GIVEN REQUEST - Copy all lines that contain the word "screenshot".

=== DATASET RECORDS ===

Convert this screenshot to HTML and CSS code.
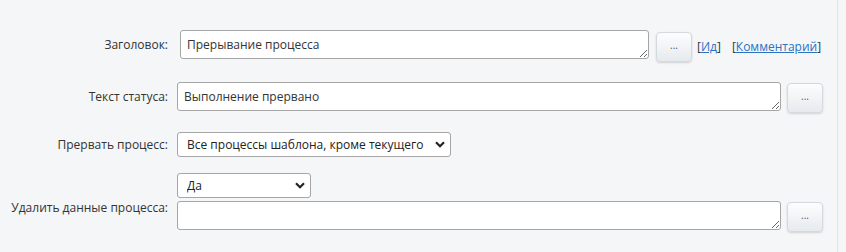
FILE: index.html
```html
<!DOCTYPE html>
<html lang="ru">
<head>
  <meta charset="UTF-8" />
  <title>Прерывание процесса</title>
  <link rel="stylesheet" href="styles.css">
</head>
<body>
  <div class="panel">
    <div class="row row-title">
      <label class="label">Заголовок:</label>
      <div class="field">
        <textarea class="text text-title">Прерывание процесса</textarea>
        <button type="button" class="dots">...</button>
        <span class="links">[<a href="#">Ид</a>]</span>
        <span class="links links-comment">[<a href="#">Комментарий</a>]</span>
      </div>
    </div>

    <div class="row row-status">
      <label class="label">Текст статуса:</label>
      <div class="field">
        <textarea class="text text-wide">Выполнение прервано</textarea>
        <button type="button" class="dots">...</button>
      </div>
    </div>

    <div class="row row-stop">
      <label class="label">Прервать процесс:</label>
      <div class="field">
        <div class="select-wrap select-long">
          <select class="select">
            <option>Все процессы шаблона, кроме текущего</option>
          </select>
          <svg class="chevron" width="10" height="7" viewBox="0 0 10 7"><path d="M1 1.2 L5 5.2 L9 1.2" fill="none" stroke="#222" stroke-width="2.2"/></svg>
        </div>
      </div>
    </div>

    <div class="row row-delete">
      <label class="label label-low">Удалить данные процесса:</label>
      <div class="field field-col">
        <div class="select-wrap select-short">
          <select class="select">
            <option>Да</option>
          </select>
          <svg class="chevron" width="10" height="7" viewBox="0 0 10 7"><path d="M1 1.2 L5 5.2 L9 1.2" fill="none" stroke="#222" stroke-width="2.2"/></svg>
        </div>
        <div class="field">
          <textarea class="text text-wide"></textarea>
          <button type="button" class="dots">...</button>
        </div>
      </div>
    </div>
  </div>
</body>
</html>
```

FILE: styles.css
```css
body {
  margin: 0;
  background: #f4f6f8;
  font-family: "Open Sans", "Noto Sans", Arial, sans-serif;
  font-size: 12px;
  color: #333;
}
.panel {
  width: 838px;
  height: 252px;
  box-sizing: border-box;
  border-right: 1px solid #e2e5e8;
  padding-top: 30px;
}
.row {
  display: flex;
  align-items: flex-start;
}
.row-title { height: 52px; }
.row-status { height: 50px; }
.row-stop { height: 41px; }
.label {
  width: 160px;
  margin-left: 8px;
  margin-right: 9px;
  text-align: right;
  line-height: 29px;
  white-space: nowrap;
}
.row-stop .label { line-height: 25px; }
.label-low {
  line-height: 17px;
  padding-top: 26px;
}
.field {
  display: flex;
  align-items: flex-start;
}
.field-col {
  flex-direction: column;
}
.text {
  box-sizing: border-box;
  height: 29px;
  margin: 0;
  padding: 5px 6px;
  border: 1px solid #a6a6a6;
  border-radius: 3px;
  background: #fff;
  font-family: inherit;
  font-size: 12px;
  line-height: 17px;
  color: #333;
}
.text-title {
  width: 469px;
  margin-left: 3px;
}
.text-wide {
  width: 604px;
}
.dots {
  box-sizing: border-box;
  width: 36px;
  height: 30px;
  margin: 1px 0 0 6px;
  padding: 0 0 4px;
  border: 1px solid #d4d9de;
  border-radius: 4px;
  background: linear-gradient(#fdfdfe, #e6eaee);
  box-shadow: 0 1px 2px rgba(0, 0, 0, 0.15);
  font-family: inherit;
  font-size: 10px;
  color: #556;
}
.row-title .dots {
  margin-top: 2px;
  margin-left: 7px;
}
.links {
  line-height: 29px;
  margin-left: 5px;
  padding-top: 2px;
}
.links-comment {
  margin-left: 11px;
}
.links a {
  color: #2a72c4;
}
.select-wrap {
  position: relative;
}
.select {
  box-sizing: border-box;
  height: 25px;
  padding: 0 0 0 9px;
  border: 1px solid #a6a6a6;
  border-radius: 3px;
  background: #fff;
  appearance: none;
  font-family: inherit;
  font-size: 12px;
  color: #222;
}
.select-long .select { width: 274px; }
.select-short .select {
  width: 134px;
  margin-bottom: 3px;
}
.chevron {
  position: absolute;
  right: 6px;
  top: 9px;
  pointer-events: none;
}
```
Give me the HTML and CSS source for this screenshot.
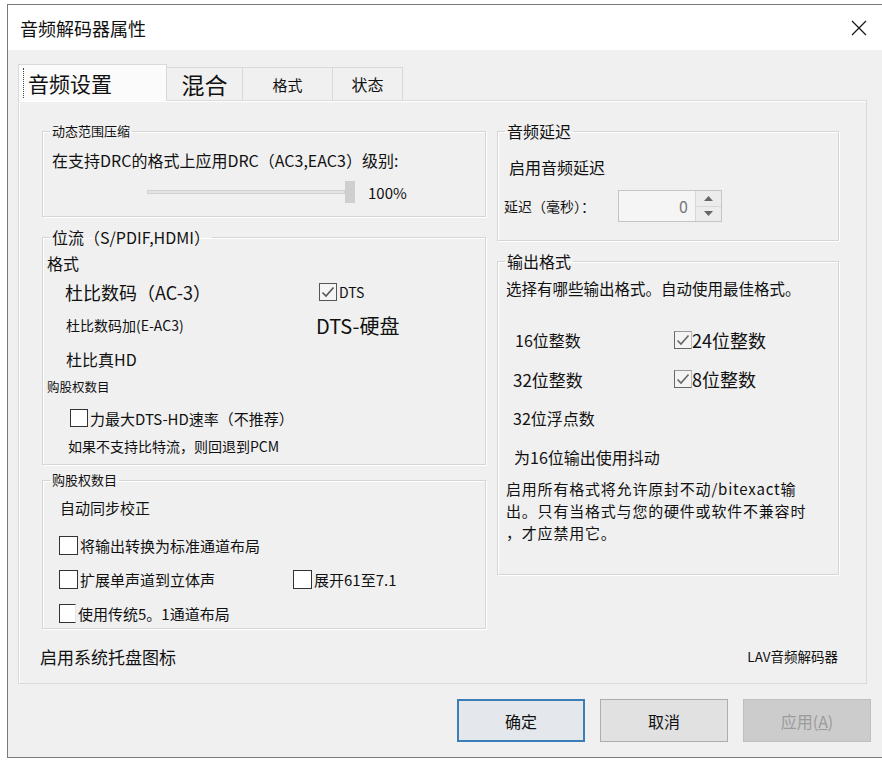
FILE: index.html
```html
<!DOCTYPE html>
<html lang="zh-CN">
<head>
    <meta charset="UTF-8">
    <title>音频解码器属性</title>
    <link rel="stylesheet" href="styles.css">
</head>
<body>

<div class="window">
    <div class="titlebar">
        <span class="title">音频解码器属性</span>
        <span class="close-btn">
            <svg width="16" height="16" viewBox="0 0 16 16"><path d="M1 1L15 15M15 1L1 15" stroke="#1a1a1a" stroke-width="1.3" fill="none"/></svg>
        </span>
    </div>

    <div class="dialog">
        <div class="tabs">
            <div class="tab active"><span class="focus">音频设置</span></div>
            <div class="tab tab-mix">混合</div>
            <div class="tab tab-fmt">格式</div>
            <div class="tab tab-state">状态</div>
        </div>

        <div class="panel">
            <div class="columns">
                <div class="col">
                    <fieldset class="group g-drc">
                        <legend class="lg-small">动态范围压缩</legend>
                        <div class="drc-text">在支持DRC的格式上应用DRC（AC3,EAC3）级别:</div>
                        <div class="slider-row">
                            <span class="track"></span>
                            <span class="thumb"></span>
                            <span class="pct">100%</span>
                        </div>
                    </fieldset>

                    <fieldset class="group g-bits">
                        <legend>位流（S/PDIF,HDMI）</legend>
                        <div class="sub-label">格式</div>
                        <div class="fmt-row r1">
                            <span>杜比数码（AC-3）</span>
                            <span class="opt"><span class="cb checked"><svg width="16" height="16" viewBox="0 0 16 16"><path d="M2.5 8.5L6 12L13.5 3.5" stroke="#555" stroke-width="1.6" fill="none"/></svg></span>DTS</span>
                        </div>
                        <div class="fmt-row r2">
                            <span>杜比数码加(E-AC3)</span>
                            <span class="dts-hd">DTS-硬盘</span>
                        </div>
                        <div class="fmt-row r3">
                            <span>杜比真HD</span>
                        </div>
                        <div class="small-label">购股权数目</div>
                        <div class="cb-row max-rate"><span class="cb"></span>力最大DTS-HD速率（不推荐）</div>
                        <div class="note">如果不支持比特流，则回退到PCM</div>
                    </fieldset>

                    <fieldset class="group g-mix">
                        <legend class="lg-small">购股权数目</legend>
                        <div class="auto-sync">自动同步校正</div>
                        <div class="mix-row first"><span class="opt"><span class="cb"></span>将输出转换为标准通道布局</span></div>
                        <div class="mix-row two">
                            <span class="opt"><span class="cb"></span>扩展单声道到立体声</span>
                            <span class="opt"><span class="cb"></span>展开61至7.1</span>
                        </div>
                        <div class="mix-row"><span class="opt"><span class="cb cut"></span>使用传统5。1通道布局</span></div>
                    </fieldset>
                </div>

                <div class="col">
                    <fieldset class="group g-delay">
                        <legend>音频延迟</legend>
                        <div class="delay-enable">启用音频延迟</div>
                        <div class="delay-row">
                            <span class="delay-label">延迟（毫秒）：</span>
                            <span class="spin">
                                <span class="spin-value">0</span>
                                <span class="spin-btns">
                                    <span class="spin-up"><svg width="9" height="5" viewBox="0 0 9 5"><path d="M0 5L4.5 0L9 5Z" fill="#666"/></svg></span>
                                    <span class="spin-down"><svg width="9" height="5" viewBox="0 0 9 5"><path d="M0 0L4.5 5L9 0Z" fill="#666"/></svg></span>
                                </span>
                            </span>
                        </div>
                    </fieldset>

                    <fieldset class="group g-out">
                        <legend>输出格式</legend>
                        <div class="out-desc">选择有哪些输出格式。自动使用最佳格式。</div>
                        <div class="bits">
                            <span class="b16">16位整数</span>
                            <span class="opt big"><span class="cb checked"><svg width="16" height="16" viewBox="0 0 16 16"><path d="M2.5 8.5L6 12L13.5 3.5" stroke="#666" stroke-width="1.6" fill="none"/></svg></span>24位整数</span>
                            <span class="b32">32位整数</span>
                            <span class="opt big"><span class="cb checked"><svg width="16" height="16" viewBox="0 0 16 16"><path d="M2.5 8.5L6 12L13.5 3.5" stroke="#666" stroke-width="1.6" fill="none"/></svg></span>8位整数</span>
                            <span class="b32f">32位浮点数</span>
                            <span></span>
                            <span class="dither">为16位输出使用抖动</span>
                        </div>
                        <p class="out-note">启用所有格式将允许原封不动/bitexact输<br>出。只有当格式与您的硬件或软件不兼容时<br>，才应禁用它。</p>
                    </fieldset>
                </div>
            </div>

            <div class="panel-foot">
                <span class="tray">启用系统托盘图标</span>
                <span class="brand">LAV音频解码器</span>
            </div>
        </div>

        <div class="buttons">
            <button class="btn btn-ok">确定</button>
            <button class="btn">取消</button>
            <button class="btn btn-disabled">应用(<u>A</u>)</button>
        </div>
    </div>
</div>

</body>
</html>
```

FILE: styles.css
```css
html, body {
    margin: 0;
    background-color: #fff;
}

body {
    font-family: "Noto Sans CJK SC", "Noto Sans", sans-serif;
    color: #111;
    overflow: hidden;
}

.window {
    margin: 4px 0 0 7px;
    width: 875px;
    border-top: 1px solid #7a7a7a;
    border-left: 1px solid #7a7a7a;
    border-bottom: 1px solid #7a7a7a;
}

.titlebar {
    height: 45px;
    background-color: #fff;
    display: flex;
    align-items: center;
    justify-content: space-between;
    padding: 0 16px 0 12px;
}

.title {
    font-size: 18px;
    line-height: 24px;
}

.close-btn {
    display: flex;
}

.dialog {
    height: 707px;
    box-sizing: border-box;
    background-color: #f0f0f0;
    padding: 14px 0 0 10px;
}

/* tabs */
.tabs {
    display: flex;
    align-items: flex-end;
    height: 36px;
}

.tab {
    box-sizing: border-box;
    height: 33px;
    border: 1px solid #d9d9d9;
    border-bottom: none;
    background-color: #f0f0f0;
    display: flex;
    align-items: center;
    justify-content: center;
}

.tab.active {
    position: relative;
    width: 149px;
    height: 37px;
    margin-bottom: -1px;
    background-color: #fbfbfb;
    justify-content: flex-start;
    padding-left: 4px;
}

.focus {
    font-size: 21px;
    line-height: 30px;
    border-left: 1px dotted #444;
    padding-left: 4px;
}

.tab-mix {
    width: 76px;
    font-size: 23px;
    border-left: none;
}

.tab-fmt {
    width: 90px;
    font-size: 15px;
    border-left: none;
}

.tab-state {
    width: 70px;
    font-size: 16px;
    border-left: none;
}

/* panel */
.panel {
    width: 849px;
    height: 584px;
    box-sizing: border-box;
    border: 1px solid #dadada;
    box-shadow: inset 1px 1px 0 #fff;
    padding: 20px 0 0 23px;
}

.columns {
    display: grid;
    grid-template-columns: 444px 342px;
    column-gap: 11px;
    align-items: start;
}

.col {
    display: flex;
    flex-direction: column;
}

.group {
    margin: 0;
    padding: 0;
    min-width: 0;
    border: 1px solid #d5d5d5;
    box-shadow: 1px 1px 0 #fff, inset 1px 1px 0 #fff;
}

.group legend {
    margin-left: 7px;
    padding: 0 2px;
    font-size: 16px;
    line-height: 20px;
}

.group legend.lg-small {
    font-size: 13px;
}

/* dynamic range */
.g-drc {
    padding-bottom: 6px;
}

.drc-text {
    margin-top: 5px;
    height: 28px;
    line-height: 28px;
    font-size: 16px;
    padding-left: 9px;
}

.slider-row {
    height: 36px;
    display: flex;
    align-items: center;
    padding-left: 104px;
}

.track {
    width: 198px;
    height: 4px;
    background-color: #e2e2e2;
    border: 1px solid #d2d2d2;
    box-sizing: border-box;
}

.thumb {
    width: 10px;
    height: 22px;
    background-color: #cfcfcf;
}

.pct {
    margin-left: 13px;
    font-size: 15px;
}

/* bitstream */
.g-bits {
    margin-top: 10px;
    padding-bottom: 4px;
}

.sub-label {
    margin-top: 5px;
    height: 22px;
    line-height: 22px;
    font-size: 16px;
    padding-left: 4px;
}

.fmt-row {
    display: grid;
    grid-template-columns: 254px 1fr;
    align-items: center;
    padding-left: 22px;
}

.r1 {
    height: 36px;
    font-size: 18px;
}

.r2 {
    height: 30px;
    font-size: 14px;
    padding-left: 23px;
}

.r3 {
    height: 38px;
    font-size: 16px;
    padding-left: 23px;
}

.opt {
    display: flex;
    align-items: center;
}

.r1 .opt {
    font-size: 14px;
}

.dts-hd {
    font-size: 20px;
    margin-left: -4px;
}

.small-label {
    height: 18px;
    line-height: 18px;
    font-size: 12.5px;
    padding-left: 4px;
}

.cb {
    box-sizing: border-box;
    width: 18px;
    height: 18px;
    border: 1px solid #333;
    background-color: #fff;
    margin-right: 2px;
    display: inline-flex;
    align-items: center;
    justify-content: center;
    flex-shrink: 0;
}

.cb.checked {
    border-color: #555;
    background-color: #f4f4f4;
}

.cb.cut {
    width: 16px;
    border-right-color: #e6e6e6;
}

.cb-row {
    display: flex;
    align-items: center;
}

.max-rate {
    margin-top: 8px;
    height: 28px;
    font-size: 15px;
    padding-left: 27px;
}

.note {
    height: 28px;
    line-height: 28px;
    font-size: 14px;
    padding-left: 25px;
}

/* mixing */
.g-mix {
    margin-top: 5px;
    padding-bottom: 3px;
}

.auto-sync {
    margin-top: 4px;
    height: 28px;
    line-height: 28px;
    font-size: 15px;
    padding-left: 17px;
}

.mix-row {
    margin-top: 10px;
    height: 24px;
    font-size: 15px;
    padding-left: 16px;
    display: grid;
    grid-template-columns: 234px 1fr;
    align-items: center;
}

.mix-row.first {
    margin-top: 11px;
    grid-template-columns: 1fr;
}

.mix-row .cb {
    width: 19px;
    height: 19px;
    margin-right: 2px;
}

.mix-row .cb.cut {
    width: 17px;
}

/* right column */
.g-delay {
    padding-bottom: 17px;
}

.delay-enable {
    margin-top: 12px;
    height: 28px;
    line-height: 28px;
    font-size: 16px;
    padding-left: 11px;
}

.delay-row {
    margin-top: 8px;
    height: 34px;
    display: flex;
    align-items: center;
    padding-left: 6px;
}

.delay-label {
    width: 114px;
    font-size: 14px;
}

.spin {
    box-sizing: border-box;
    width: 104px;
    height: 32px;
    border: 1px solid #c4c4c4;
    background-color: #f5f5f5;
    display: flex;
}

.spin-value {
    flex: 1;
    text-align: right;
    padding-right: 7px;
    font-size: 16px;
    line-height: 30px;
    color: #777;
}

.spin-btns {
    width: 25px;
    display: flex;
    flex-direction: column;
    border-left: 1px solid #d8d8d8;
}

.spin-up, .spin-down {
    flex: 1;
    display: flex;
    align-items: center;
    justify-content: center;
    background-color: #ececec;
}

.spin-up {
    border-bottom: 1px solid #d8d8d8;
}

.g-out {
    margin-top: 10px;
    padding-bottom: 30px;
}

.out-desc {
    margin-top: 4px;
    height: 26px;
    line-height: 26px;
    font-size: 15.5px;
    padding-left: 8px;
}

.bits {
    margin-top: 25px;
    display: grid;
    grid-template-columns: 161px 1fr;
    grid-auto-rows: 28px;
    row-gap: 11px;
    align-items: center;
    padding-left: 15px;
}

.b16 {
    font-size: 16px;
    padding-left: 2px;
}

.b32 {
    font-size: 17px;
}

.b32f {
    font-size: 16px;
}

.bits .big {
    font-size: 18px;
}

.bits .cb {
    margin-right: 0;
    border-color: #666;
    border-top-color: #999;
    border-right-color: #bbb;
}

.dither {
    grid-column: 1 / -1;
    font-size: 16px;
    padding-left: 1px;
}

.out-note {
    margin: 7px 0 0;
    padding-left: 8px;
    font-size: 15px;
    letter-spacing: 0.8px;
    line-height: 22px;
}

/* footer of panel */
.panel-foot {
    margin-top: 16px;
    height: 22px;
    display: flex;
    align-items: center;
    justify-content: space-between;
    padding: 0 28px 0 0;
    margin-left: -2px;
}

.tray {
    font-size: 17px;
}

.brand {
    font-size: 13.5px;
}

/* buttons */
.buttons {
    display: flex;
    justify-content: flex-end;
    gap: 15px;
    margin-top: 15px;
    padding-right: 12px;
}

.btn {
    box-sizing: border-box;
    width: 128px;
    height: 43px;
    font-family: inherit;
    font-size: 16px;
    color: #111;
    background-color: #e1e1e1;
    border: 1px solid #adadad;
    padding: 0;
}

.btn-ok {
    border: 2px solid #3c7fb8;
    background-color: #e4e8ec;
}

.btn-disabled {
    background-color: #cccccc;
    border-color: #bfbfbf;
    color: #9b9b9b;
}
```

===

RESULT -
Convert this screenshot to HTML and CSS code.
Give me the HTML and CSS source for this screenshot.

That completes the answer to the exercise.